Fei and his team ended up going with turbopuffer for its operational simplicity, cloud-agnostic Bring Your Own Cloud (BYOC) deployment model, low cost, and virtually unlimited scalability. turbopuffer gave Fei the confidence that his relatively small team of engineers could profitably scale Rovo's retrieval layer to support millions of Atlassian customers.
Simplicity
turbopuffer's architecture is simple; Fei finds the API much easier to understand than OpenSearch and cluster management much more intuitive than other commercial providers. They deploy turbopuffer via BYOC in their AWS and GCP environments without capacity planning or reasoning about how to shard indexes across nodes.
They use a namespace-per-tenant architecture leveraging turbopuffer's hot/cold model, where active tenant indexes are loaded into an SSD + RAM cache and inactive indexes are kept in object storage. On top of great $/TB economics, the design provides virtually infinite scaleout, as each tenant's namespace is just another prefix on object storage.
Fundamentally, this is an architecture we love. It scales out easily, it isolates customer data by default, and performance is very predictable.
Fei Teng, Senior Engineering Manager, Search Platform
BYOC on multi-cloud
In Fei's words, Atlassian "runs on trust." Atlassian products like Jira and Confluence hold sensitive enterprise data – so security, privacy, and compliance are closely scrutinized during procurement.
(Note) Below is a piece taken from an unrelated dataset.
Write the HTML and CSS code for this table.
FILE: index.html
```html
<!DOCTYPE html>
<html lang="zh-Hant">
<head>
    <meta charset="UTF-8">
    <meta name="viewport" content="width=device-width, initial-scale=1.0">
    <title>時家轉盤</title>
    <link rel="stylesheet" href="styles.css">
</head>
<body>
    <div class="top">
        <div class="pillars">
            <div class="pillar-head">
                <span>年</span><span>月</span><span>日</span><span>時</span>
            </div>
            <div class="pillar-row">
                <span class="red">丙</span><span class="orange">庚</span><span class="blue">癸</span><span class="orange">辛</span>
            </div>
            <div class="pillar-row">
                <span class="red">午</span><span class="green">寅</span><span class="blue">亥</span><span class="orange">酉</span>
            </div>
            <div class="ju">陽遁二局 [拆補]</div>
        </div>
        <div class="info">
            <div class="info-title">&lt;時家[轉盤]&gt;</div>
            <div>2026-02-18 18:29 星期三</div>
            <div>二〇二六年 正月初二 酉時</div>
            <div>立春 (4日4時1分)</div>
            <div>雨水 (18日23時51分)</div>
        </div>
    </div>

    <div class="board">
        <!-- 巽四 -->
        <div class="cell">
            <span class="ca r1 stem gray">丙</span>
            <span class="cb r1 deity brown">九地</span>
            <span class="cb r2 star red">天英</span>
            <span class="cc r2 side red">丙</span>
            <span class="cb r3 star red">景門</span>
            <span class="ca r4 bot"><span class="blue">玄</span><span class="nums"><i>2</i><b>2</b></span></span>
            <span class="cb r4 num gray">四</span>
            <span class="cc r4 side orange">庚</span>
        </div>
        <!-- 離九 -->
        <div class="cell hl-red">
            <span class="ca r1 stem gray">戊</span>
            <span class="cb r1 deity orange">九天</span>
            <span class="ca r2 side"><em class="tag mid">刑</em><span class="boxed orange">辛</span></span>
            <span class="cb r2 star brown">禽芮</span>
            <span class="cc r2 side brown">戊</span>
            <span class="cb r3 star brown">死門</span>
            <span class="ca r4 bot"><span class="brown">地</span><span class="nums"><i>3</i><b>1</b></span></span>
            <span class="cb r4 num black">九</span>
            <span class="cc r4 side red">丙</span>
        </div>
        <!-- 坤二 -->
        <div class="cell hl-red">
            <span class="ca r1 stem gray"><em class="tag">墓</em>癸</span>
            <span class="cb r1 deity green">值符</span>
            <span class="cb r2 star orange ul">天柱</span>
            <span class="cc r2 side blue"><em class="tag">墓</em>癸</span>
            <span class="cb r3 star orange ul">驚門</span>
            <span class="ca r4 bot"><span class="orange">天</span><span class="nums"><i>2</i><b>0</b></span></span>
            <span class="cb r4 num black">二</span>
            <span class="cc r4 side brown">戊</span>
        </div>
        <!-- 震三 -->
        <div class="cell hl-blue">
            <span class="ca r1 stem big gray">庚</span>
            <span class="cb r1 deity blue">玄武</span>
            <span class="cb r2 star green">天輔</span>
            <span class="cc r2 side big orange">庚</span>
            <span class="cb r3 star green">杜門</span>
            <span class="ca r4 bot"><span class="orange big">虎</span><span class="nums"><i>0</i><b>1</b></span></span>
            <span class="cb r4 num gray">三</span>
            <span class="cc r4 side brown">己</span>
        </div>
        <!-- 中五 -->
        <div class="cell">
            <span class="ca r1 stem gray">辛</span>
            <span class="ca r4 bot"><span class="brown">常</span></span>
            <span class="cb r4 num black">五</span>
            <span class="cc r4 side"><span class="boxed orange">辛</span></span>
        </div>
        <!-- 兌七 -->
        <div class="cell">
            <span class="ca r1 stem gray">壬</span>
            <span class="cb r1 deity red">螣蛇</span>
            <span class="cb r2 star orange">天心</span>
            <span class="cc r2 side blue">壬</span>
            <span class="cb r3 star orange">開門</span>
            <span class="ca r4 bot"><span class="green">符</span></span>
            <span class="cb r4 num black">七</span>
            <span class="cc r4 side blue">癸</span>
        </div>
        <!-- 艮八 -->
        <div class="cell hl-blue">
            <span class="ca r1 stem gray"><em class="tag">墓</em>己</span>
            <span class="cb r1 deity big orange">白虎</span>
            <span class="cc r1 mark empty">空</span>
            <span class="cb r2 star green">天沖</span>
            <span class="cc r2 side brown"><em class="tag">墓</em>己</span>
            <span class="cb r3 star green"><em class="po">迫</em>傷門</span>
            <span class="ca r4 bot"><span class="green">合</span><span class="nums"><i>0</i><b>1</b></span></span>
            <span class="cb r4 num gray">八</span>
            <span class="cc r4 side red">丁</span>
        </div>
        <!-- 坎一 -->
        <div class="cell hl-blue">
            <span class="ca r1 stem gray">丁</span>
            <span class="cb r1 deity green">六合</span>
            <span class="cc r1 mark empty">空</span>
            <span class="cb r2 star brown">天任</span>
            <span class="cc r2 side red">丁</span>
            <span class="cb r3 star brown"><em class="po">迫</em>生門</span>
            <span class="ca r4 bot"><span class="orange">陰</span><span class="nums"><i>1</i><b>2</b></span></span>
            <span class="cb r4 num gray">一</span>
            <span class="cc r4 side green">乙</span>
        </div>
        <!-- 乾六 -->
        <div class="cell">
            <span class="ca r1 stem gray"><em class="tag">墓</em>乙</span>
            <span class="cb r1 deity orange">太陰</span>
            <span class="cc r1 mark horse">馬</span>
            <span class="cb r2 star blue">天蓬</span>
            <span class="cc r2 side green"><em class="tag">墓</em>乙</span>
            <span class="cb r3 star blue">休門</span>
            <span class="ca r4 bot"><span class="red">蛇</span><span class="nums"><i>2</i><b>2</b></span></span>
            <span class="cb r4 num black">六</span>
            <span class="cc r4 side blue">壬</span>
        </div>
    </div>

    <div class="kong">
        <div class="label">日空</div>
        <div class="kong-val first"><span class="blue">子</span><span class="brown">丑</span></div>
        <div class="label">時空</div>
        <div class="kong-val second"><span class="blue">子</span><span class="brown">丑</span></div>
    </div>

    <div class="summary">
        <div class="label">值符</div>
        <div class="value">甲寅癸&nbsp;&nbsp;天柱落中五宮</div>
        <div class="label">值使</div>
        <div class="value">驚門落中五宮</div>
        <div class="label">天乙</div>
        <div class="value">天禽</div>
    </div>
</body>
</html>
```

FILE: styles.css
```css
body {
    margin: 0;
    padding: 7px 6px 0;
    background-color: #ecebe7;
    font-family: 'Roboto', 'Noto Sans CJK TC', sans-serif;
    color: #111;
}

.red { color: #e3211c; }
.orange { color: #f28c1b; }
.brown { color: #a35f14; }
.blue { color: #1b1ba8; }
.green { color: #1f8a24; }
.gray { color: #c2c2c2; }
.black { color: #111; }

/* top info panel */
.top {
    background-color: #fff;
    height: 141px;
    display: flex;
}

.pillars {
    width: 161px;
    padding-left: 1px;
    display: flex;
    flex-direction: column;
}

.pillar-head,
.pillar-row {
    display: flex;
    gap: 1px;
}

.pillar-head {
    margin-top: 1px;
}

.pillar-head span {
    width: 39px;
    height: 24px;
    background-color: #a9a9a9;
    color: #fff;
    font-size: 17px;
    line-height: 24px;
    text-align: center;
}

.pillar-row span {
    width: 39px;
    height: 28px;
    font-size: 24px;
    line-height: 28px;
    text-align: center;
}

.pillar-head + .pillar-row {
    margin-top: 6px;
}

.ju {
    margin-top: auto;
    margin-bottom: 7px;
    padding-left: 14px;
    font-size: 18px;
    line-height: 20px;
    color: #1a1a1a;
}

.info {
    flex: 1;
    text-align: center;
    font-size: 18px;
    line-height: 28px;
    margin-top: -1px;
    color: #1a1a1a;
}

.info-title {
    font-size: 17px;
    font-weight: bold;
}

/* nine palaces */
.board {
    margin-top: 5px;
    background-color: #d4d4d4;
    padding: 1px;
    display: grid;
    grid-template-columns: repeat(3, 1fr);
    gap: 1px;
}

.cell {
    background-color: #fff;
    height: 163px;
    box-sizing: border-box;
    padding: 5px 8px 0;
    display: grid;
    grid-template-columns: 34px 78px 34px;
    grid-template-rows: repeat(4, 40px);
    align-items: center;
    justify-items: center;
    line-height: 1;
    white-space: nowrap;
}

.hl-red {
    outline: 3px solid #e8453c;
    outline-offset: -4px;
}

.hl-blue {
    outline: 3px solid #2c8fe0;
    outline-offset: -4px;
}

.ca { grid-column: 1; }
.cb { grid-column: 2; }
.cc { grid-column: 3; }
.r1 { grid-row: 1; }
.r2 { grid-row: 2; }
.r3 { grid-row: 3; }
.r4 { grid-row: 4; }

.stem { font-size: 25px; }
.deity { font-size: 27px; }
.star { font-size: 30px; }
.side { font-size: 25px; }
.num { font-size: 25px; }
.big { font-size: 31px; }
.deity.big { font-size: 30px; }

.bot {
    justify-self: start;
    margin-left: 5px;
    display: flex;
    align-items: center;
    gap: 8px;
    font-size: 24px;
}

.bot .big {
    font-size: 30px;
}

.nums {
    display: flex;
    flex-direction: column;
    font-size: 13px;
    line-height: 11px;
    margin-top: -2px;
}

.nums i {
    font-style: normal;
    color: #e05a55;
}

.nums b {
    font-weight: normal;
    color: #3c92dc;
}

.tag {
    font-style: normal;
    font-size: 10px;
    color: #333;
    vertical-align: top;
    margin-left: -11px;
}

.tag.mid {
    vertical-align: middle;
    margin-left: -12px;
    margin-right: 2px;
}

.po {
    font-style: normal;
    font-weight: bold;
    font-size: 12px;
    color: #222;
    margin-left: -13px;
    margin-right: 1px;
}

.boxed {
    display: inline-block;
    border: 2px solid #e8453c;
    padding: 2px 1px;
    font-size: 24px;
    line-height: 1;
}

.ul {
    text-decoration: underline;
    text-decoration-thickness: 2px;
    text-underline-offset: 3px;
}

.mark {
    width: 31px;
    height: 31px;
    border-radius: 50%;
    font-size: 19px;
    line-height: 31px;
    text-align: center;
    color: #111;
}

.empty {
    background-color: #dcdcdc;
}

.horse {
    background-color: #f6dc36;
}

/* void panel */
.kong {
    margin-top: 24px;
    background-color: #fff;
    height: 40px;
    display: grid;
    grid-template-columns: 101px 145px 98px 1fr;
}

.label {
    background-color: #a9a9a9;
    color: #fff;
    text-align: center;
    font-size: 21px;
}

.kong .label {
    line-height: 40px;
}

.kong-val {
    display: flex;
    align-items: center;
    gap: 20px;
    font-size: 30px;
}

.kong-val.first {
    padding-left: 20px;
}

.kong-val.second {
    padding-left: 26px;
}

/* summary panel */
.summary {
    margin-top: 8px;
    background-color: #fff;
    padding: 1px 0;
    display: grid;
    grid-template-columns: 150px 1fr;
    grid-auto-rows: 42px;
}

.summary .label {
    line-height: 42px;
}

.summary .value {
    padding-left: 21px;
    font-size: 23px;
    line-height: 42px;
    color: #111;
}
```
turbopuffer's BYOC deployment option with customer managed encryption keys (CMEK) and SOC2 and HIPAA certifications quickly satisfied Atlassian's core compliance requirements. The architecture doesn't just minimize stateful dependencies, it also keeps the data subprocessor list very small (just Google and AWS!), so Atlassian's security audit followed a familiar, routine path.
Support
turbopuffer's engineers have worked closely with Atlassian engineers on two fronts:
- Consulting on cluster configuration and search parameter tuning to help Atlassian get the most out of their deployment.
- Shipping algorithm-level changes and cost optimizations on turbopuffer's side to boost Atlassian's recall and reduce their latency.
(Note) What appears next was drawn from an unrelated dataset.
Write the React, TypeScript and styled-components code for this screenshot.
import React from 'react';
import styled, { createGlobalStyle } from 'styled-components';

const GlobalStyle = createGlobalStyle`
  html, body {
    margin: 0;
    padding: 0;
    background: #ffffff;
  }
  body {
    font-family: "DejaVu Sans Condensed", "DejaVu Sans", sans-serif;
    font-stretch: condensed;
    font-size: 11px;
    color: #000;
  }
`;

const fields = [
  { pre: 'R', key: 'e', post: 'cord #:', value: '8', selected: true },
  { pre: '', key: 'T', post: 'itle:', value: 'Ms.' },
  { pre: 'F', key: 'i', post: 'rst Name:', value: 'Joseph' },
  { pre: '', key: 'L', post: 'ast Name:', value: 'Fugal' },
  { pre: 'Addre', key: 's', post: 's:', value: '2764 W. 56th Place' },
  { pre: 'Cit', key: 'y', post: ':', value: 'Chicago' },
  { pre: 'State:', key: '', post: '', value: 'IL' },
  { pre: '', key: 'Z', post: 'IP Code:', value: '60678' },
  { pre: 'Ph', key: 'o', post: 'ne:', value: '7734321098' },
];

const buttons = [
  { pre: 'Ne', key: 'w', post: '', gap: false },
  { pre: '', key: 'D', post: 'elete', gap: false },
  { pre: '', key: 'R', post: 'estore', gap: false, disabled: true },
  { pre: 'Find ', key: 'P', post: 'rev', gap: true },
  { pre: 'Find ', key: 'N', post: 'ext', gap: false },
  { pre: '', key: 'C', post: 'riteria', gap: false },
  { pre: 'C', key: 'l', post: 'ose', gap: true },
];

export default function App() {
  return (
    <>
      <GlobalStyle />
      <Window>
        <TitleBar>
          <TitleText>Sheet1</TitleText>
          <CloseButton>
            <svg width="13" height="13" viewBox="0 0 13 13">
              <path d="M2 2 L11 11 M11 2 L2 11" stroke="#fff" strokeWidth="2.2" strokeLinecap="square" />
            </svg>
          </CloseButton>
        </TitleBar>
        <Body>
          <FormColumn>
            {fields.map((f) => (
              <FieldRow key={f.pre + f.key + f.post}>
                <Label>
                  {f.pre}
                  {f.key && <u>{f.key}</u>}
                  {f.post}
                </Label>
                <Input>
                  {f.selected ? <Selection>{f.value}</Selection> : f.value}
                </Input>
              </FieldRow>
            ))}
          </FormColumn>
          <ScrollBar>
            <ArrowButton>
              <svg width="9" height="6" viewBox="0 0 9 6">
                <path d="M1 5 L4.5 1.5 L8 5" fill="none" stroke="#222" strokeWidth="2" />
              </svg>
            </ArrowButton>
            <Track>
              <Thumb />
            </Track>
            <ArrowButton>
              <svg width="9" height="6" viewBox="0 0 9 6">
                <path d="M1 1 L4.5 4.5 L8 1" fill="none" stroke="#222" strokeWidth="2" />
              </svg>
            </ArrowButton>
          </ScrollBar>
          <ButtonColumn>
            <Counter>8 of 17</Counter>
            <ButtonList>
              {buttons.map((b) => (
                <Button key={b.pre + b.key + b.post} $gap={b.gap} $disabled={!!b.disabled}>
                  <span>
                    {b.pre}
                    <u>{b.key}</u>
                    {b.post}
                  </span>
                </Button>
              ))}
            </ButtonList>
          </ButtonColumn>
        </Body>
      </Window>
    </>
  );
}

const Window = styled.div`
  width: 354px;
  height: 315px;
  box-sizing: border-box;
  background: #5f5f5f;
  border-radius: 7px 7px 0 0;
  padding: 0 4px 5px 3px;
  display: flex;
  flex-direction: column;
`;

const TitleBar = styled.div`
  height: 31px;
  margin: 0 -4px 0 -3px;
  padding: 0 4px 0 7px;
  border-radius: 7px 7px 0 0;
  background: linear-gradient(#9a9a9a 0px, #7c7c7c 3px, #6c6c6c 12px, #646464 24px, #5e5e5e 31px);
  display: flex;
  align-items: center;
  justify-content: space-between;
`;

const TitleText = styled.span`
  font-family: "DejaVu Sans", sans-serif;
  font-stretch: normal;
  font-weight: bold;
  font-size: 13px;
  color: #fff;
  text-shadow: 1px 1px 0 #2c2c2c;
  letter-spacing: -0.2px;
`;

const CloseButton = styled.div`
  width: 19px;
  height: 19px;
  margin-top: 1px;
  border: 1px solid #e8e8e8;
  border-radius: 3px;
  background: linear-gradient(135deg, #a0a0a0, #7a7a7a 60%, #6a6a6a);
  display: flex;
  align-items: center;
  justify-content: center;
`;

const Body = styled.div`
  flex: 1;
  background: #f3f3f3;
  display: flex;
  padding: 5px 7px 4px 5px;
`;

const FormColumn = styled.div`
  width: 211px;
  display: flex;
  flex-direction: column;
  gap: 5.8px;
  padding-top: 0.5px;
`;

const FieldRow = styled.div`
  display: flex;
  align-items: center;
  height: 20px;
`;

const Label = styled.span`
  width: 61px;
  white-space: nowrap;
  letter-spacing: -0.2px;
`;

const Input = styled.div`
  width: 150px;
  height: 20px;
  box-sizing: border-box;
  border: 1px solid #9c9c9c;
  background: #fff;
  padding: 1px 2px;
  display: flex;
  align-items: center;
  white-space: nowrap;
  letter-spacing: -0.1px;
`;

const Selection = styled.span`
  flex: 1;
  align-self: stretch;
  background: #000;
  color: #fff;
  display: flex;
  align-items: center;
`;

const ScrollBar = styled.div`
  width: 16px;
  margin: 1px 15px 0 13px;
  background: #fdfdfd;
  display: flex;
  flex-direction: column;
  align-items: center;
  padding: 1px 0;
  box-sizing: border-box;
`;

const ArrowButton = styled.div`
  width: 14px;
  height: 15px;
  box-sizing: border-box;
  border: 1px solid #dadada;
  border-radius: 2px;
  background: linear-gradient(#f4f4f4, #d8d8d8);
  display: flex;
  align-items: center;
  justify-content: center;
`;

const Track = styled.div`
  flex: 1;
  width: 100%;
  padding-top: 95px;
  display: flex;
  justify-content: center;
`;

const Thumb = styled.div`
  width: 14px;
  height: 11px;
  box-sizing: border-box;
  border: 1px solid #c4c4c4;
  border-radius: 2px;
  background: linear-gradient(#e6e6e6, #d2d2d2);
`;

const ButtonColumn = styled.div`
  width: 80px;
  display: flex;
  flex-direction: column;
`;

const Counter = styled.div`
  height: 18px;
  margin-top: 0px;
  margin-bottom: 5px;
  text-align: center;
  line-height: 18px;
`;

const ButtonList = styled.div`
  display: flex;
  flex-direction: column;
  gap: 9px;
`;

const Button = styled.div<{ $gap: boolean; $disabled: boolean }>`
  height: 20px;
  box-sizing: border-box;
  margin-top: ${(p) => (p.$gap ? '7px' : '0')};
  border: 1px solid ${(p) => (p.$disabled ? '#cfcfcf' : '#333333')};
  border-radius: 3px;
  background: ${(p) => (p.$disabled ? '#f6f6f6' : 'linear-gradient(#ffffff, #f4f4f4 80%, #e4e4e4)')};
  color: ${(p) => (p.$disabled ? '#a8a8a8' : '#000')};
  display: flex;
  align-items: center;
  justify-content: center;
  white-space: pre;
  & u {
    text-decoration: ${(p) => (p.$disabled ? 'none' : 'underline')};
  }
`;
Since moving turbopuffer into production, the combined effort has brought Atlassian's p90 semantic search latency from 125ms → 60ms while increasing average recall from 90% → 96%+.
Results
With turbopuffer, Fei's team has improved historically hard-to-move search quality metrics, such as Jira long-click rate (the rate at which the first clicked result satisfies the search intent), while improving recall and performance searching billions of documents.
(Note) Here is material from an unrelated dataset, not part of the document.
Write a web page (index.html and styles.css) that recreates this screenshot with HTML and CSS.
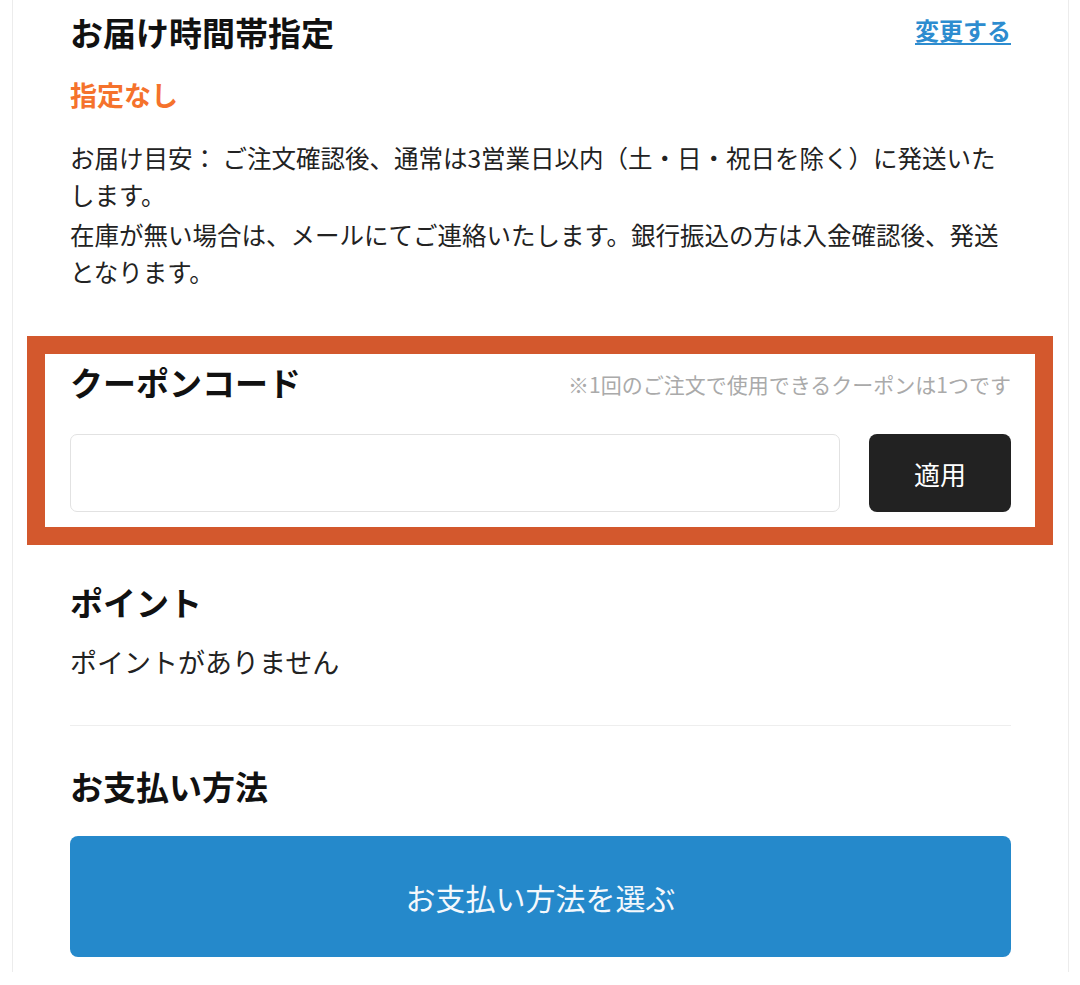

- 19% increase in Jira long-click rate
- Flexible BYOC deployments
- 60ms p90 latency
- 96% average recall@10
- 5B+ documents indexed
turbopuffer in Atlassian
Atlassian indexes Jira tickets, Confluence wikis, Google Drive documents, and associated metadata – over 5 billion documents across millions of namespaces. They build search APIs on top of turbopuffer that are used in both user-facing search (e.g. Cmd+K in Confluence) and as tools for agents to retrieve context during Rovo chat sessions.
Each customer's data is indexed on a separate turbopuffer namespace. Actively searched namespaces are cached for sub-20ms queries; inactive namespaces maintain their indexes on low-cost object storage without accruing idle compute capacity costs. Atlassian's p90 latency across all queries, hot and cold, is ~60ms.
What's next
- Lexical search consolidation: Atlassian is engaged in an active engineering spike to consolidate both lexical and semantic search on turbopuffer and eliminate their OpenSearch dependency
- Third-party connectors: Fei's team wants to index data from more Atlassian products and a growing ecosystem of third-party connectors, providing a unified context layer for search within Atlassian
- Enterprise scaleout: More isolated, multi-cloud BYOC deployments with CMEK for Atlassian's largest enterprise customers
We will continue to update this log as Atlassian's turbopuffer usage evolves.